I was a Union member

Most of my career has been spent blissfully unaware of regulation…as a publisher of Forbes Magazine, a venture capitalist, an internet CEO, and now a professor.

But my father was captain of an international airline flying across the Atlantic, and I worked for the airlines through college and was a member of the International Association of Machinists (job requirement). I did get some first-hand knowledge of government and labor regulations.

Every aspect of a flight and cabin crew’s life is measured, monitored, rated, reported, as well as stiffly penalized, for the smallest technical infractions, including the time it takes to join a flight in progress waiting for a fresh crew.

Where did you put my iPad?

Have you ever argued with a flight attendant about the iPad in your seat pocket? With a disdainful glance, they scoop it up and place it four rows back in the overhead bin? That’s because the government loves the overhead bin. According to the government, there has never been a case of loss of life due to a flying iPad, but why take a chance?

If you read or saw the story of Chesley Sullenberger, the intrepid pilot of US Airways flight 1549, after he landed in the Hudson River just of Manhattan and saved 155 lives, you know the FAA investigated him for taking undue risks (he was fortunately exonerated) by landing the engineless plane in the river.

In the airline business, a cabin crew (refers to flight attendants as contrasted to flight crew) may have been stuck on the ground for a variety of reasons including equipment or a crew member called in sick or was delayed by traffic on the way to the airport. By that time, certain members of the crew exceeded their union maximum flight hours (downtime is counted against them) and they must be replaced immediately before the flight is allowed to take off.

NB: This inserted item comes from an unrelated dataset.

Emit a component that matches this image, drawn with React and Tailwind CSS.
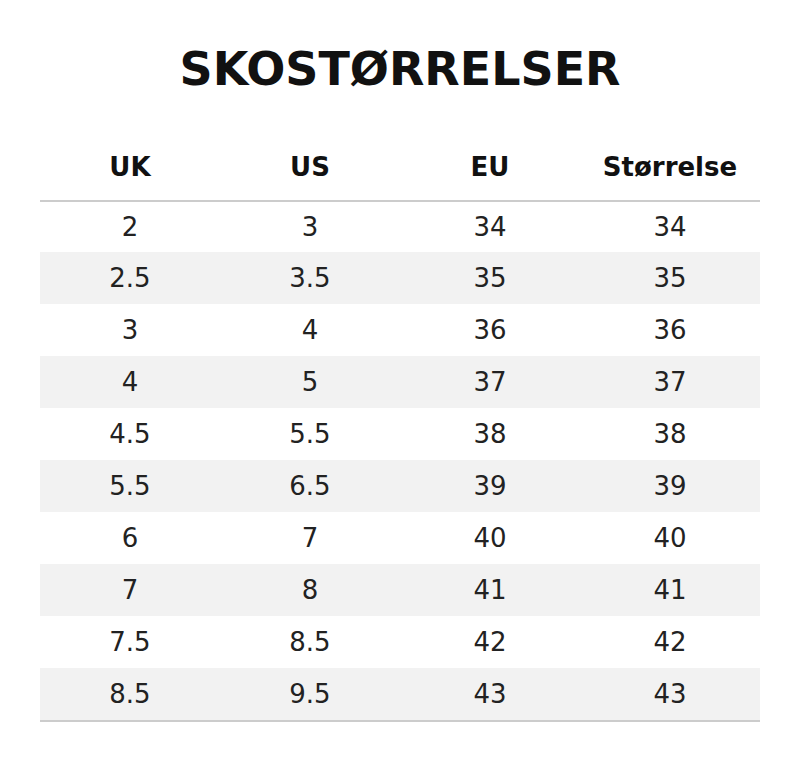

There are a hundred reasons why a change of crew happens. But there is only one measure of success, and that is the plane must continue its journey as scheduled. To fail at this one measure is to risk FAA penalties, ratings downgraded, and loss of business due to rebookings on other airlines. Jobs are threatened in those circumstances and employees naturally react with fear. When that occurs, they can do some really dumb things.

On-time or go home

By the way, the fact that matters is “on-time.” The regulations are silent on what happens if a crew member gets into an accident because of speeding to the airport to make the flight. Unlike a Domino’s Pizza driver, the government accepts no liability for the effects of regulation.

That is the substance of my comment. Everyone now knows including the CEO, the United Airlines fiasco should never have happened. But what is missing from the picture is that the absurd behavior of airline and law enforcement personnel would not have taken place without the insidious influence of regulations.

Dr Dao, the passenger removed from the United Airlines flight

There did have alternatives.

As everyone is saying now, Oscar Munoz’ people could have offered a higher reward for passengers to leave the flight. They could have delayed the flight. This is looking backwards. The flexibility to make those decisions wasn’t in the picture at the time of crisis.

Companies have to exert some control over expenses. If $800 didn’t do it, maybe $1200 wouldn’t either and the problem would be the same. The ground crew doesn’t have the authority from the FAA to force flight delays within the ten minutes or so before takeoff for non-safety reasons, without severe penalties and probably a career ending move as well.

So what to smart and well meaning and customer caring staff do? They call law enforcement, principally because they are worried for themselves and they are scared of making a decision.

The 100-year storm in a regulated industry can happen every day.

The lesson isn’t just a stop and think situation. It is a stop and think about whether you are the captive of regulation and what you can do about it because even when the government is the boss, the customer is always right.